- _PROBLEM_:
Repeat, exactly and completely, the material that follows. Omit the pictures.

- _SOURCE DATA_:
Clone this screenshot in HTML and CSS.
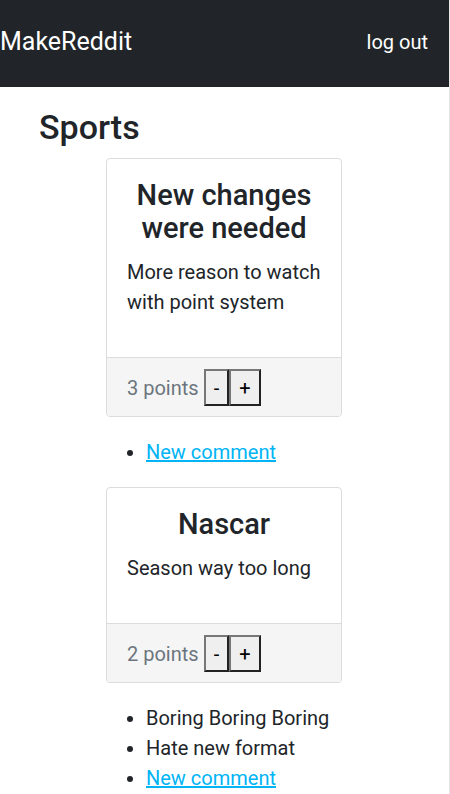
FILE: index.html
```html
<!DOCTYPE html>
<html lang="en">
<head>
<meta charset="utf-8">
<title>MakeReddit</title>
<link rel="stylesheet" href="styles.css">
</head>
<body>
<div class="page">
  <nav class="navbar">
    <a class="brand" href="#">MakeReddit</a>
    <a class="nav-link" href="#">log out</a>
  </nav>
  <main class="content">
    <h1 class="sub-title">Sports</h1>

    <div class="post">
      <div class="card">
        <div class="card-body">
          <h2 class="card-title">New changes were needed</h2>
          <p class="card-text">More reason to watch with point system</p>
        </div>
        <div class="card-footer">
          <span class="points">3 points</span><button class="vote">-</button><button class="vote">+</button>
        </div>
      </div>
      <ul class="comments">
        <li><a href="#" class="link">New comment</a></li>
      </ul>
    </div>

    <div class="post">
      <div class="card">
        <div class="card-body">
          <h2 class="card-title">Nascar</h2>
          <p class="card-text">Season way too long</p>
        </div>
        <div class="card-footer">
          <span class="points">2 points</span><button class="vote">-</button><button class="vote">+</button>
        </div>
      </div>
      <ul class="comments">
        <li>Boring Boring Boring</li>
        <li>Hate new format</li>
        <li><a href="#" class="link">New comment</a></li>
      </ul>
    </div>
  </main>
</div>
</body>
</html>
```
FILE: styles.css
```css
* { box-sizing: border-box; }
html, body { margin: 0; padding: 0; }
body {
  font-family: Roboto, "Noto Sans", sans-serif;
  color: #212529;
  background: #fff;
  font-size: 20px;
  line-height: 1.5;
}
.page {
  width: 450px;
  border-right: 1px solid #e6e6e6;
  min-height: 794px;
}
.navbar {
  height: 87px;
  background: #212529;
  display: flex;
  align-items: center;
  justify-content: space-between;
  padding: 0 21px 4px 0;
}
.brand {
  color: #fff;
  text-decoration: none;
  font-size: 25px;
}
.nav-link {
  color: #fff;
  text-decoration: none;
  font-size: 20px;
}
.content {
  padding: 0 0 0 39px;
}
.sub-title {
  margin: 19px 0 10px;
  font-size: 34px;
  font-weight: 500;
  line-height: 42px;
}
.post {
  display: flex;
  flex-direction: column;
  align-items: flex-start;
}
.card {
  margin-left: 67px;
  width: 236px;
  border: 1px solid #dcdcdc;
  border-radius: 4px;
  overflow: hidden;
}
.card-body {
  padding: 20px 20px 40px;
}
.card-title {
  margin: 0 0 12px;
  text-align: center;
  font-size: 29px;
  font-weight: 500;
  line-height: 33px;
}
.card-text {
  margin: 0;
  font-size: 20px;
  line-height: 30px;
}
.card-footer {
  background: #f5f5f5;
  border-top: 1px solid #dcdcdc;
  padding: 11px 20px 10px;
  display: flex;
  align-items: center;
}
.points {
  color: #6c757d;
  font-size: 20px;
  margin-right: 5px;
}
.vote {
  font-family: Roboto, sans-serif;
  font-size: 20px;
  line-height: 1;
  background: #efefef;
  color: #000;
  border: 2px solid;
  border-color: #777 #222 #222 #777;
  height: 37px;
  padding: 0 8px;
  margin: 0;
}
.comments {
  margin: 20px 0 20px;
  padding-left: 107px;
  line-height: 30px;
}
.link {
  color: #00b4f5;
  text-decoration: underline;
}
```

- _SOLUTION TO THE PROBLEM_:
Clone this screenshot in HTML and CSS.
FILE: index.html
```html
<!DOCTYPE html>
<html lang="en">
<head>
<meta charset="utf-8">
<title>MakeReddit</title>
<link rel="stylesheet" href="styles.css">
</head>
<body>
<div class="page">
  <nav class="navbar">
    <a class="brand" href="#">MakeReddit</a>
    <a class="nav-link" href="#">log out</a>
  </nav>
  <main class="content">
    <h1 class="sub-title">Sports</h1>

    <div class="post">
      <div class="card">
        <div class="card-body">
          <h2 class="card-title">New changes were needed</h2>
          <p class="card-text">More reason to watch with point system</p>
        </div>
        <div class="card-footer">
          <span class="points">3 points</span><button class="vote">-</button><button class="vote">+</button>
        </div>
      </div>
      <ul class="comments">
        <li><a href="#" class="link">New comment</a></li>
      </ul>
    </div>

    <div class="post">
      <div class="card">
        <div class="card-body">
          <h2 class="card-title">Nascar</h2>
          <p class="card-text">Season way too long</p>
        </div>
        <div class="card-footer">
          <span class="points">2 points</span><button class="vote">-</button><button class="vote">+</button>
        </div>
      </div>
      <ul class="comments">
        <li>Boring Boring Boring</li>
        <li>Hate new format</li>
        <li><a href="#" class="link">New comment</a></li>
      </ul>
    </div>
  </main>
</div>
</body>
</html>
```
FILE: styles.css
```css
* { box-sizing: border-box; }
html, body { margin: 0; padding: 0; }
body {
  font-family: Roboto, "Noto Sans", sans-serif;
  color: #212529;
  background: #fff;
  font-size: 20px;
  line-height: 1.5;
}
.page {
  width: 450px;
  border-right: 1px solid #e6e6e6;
  min-height: 794px;
}
.navbar {
  height: 87px;
  background: #212529;
  display: flex;
  align-items: center;
  justify-content: space-between;
  padding: 0 21px 4px 0;
}
.brand {
  color: #fff;
  text-decoration: none;
  font-size: 25px;
}
.nav-link {
  color: #fff;
  text-decoration: none;
  font-size: 20px;
}
.content {
  padding: 0 0 0 39px;
}
.sub-title {
  margin: 19px 0 10px;
  font-size: 34px;
  font-weight: 500;
  line-height: 42px;
}
.post {
  display: flex;
  flex-direction: column;
  align-items: flex-start;
}
.card {
  margin-left: 67px;
  width: 236px;
  border: 1px solid #dcdcdc;
  border-radius: 4px;
  overflow: hidden;
}
.card-body {
  padding: 20px 20px 40px;
}
.card-title {
  margin: 0 0 12px;
  text-align: center;
  font-size: 29px;
  font-weight: 500;
  line-height: 33px;
}
.card-text {
  margin: 0;
  font-size: 20px;
  line-height: 30px;
}
.card-footer {
  background: #f5f5f5;
  border-top: 1px solid #dcdcdc;
  padding: 11px 20px 10px;
  display: flex;
  align-items: center;
}
.points {
  color: #6c757d;
  font-size: 20px;
  margin-right: 5px;
}
.vote {
  font-family: Roboto, sans-serif;
  font-size: 20px;
  line-height: 1;
  background: #efefef;
  color: #000;
  border: 2px solid;
  border-color: #777 #222 #222 #777;
  height: 37px;
  padding: 0 8px;
  margin: 0;
}
.comments {
  margin: 20px 0 20px;
  padding-left: 107px;
  line-height: 30px;
}
.link {
  color: #00b4f5;
  text-decoration: underline;
}
```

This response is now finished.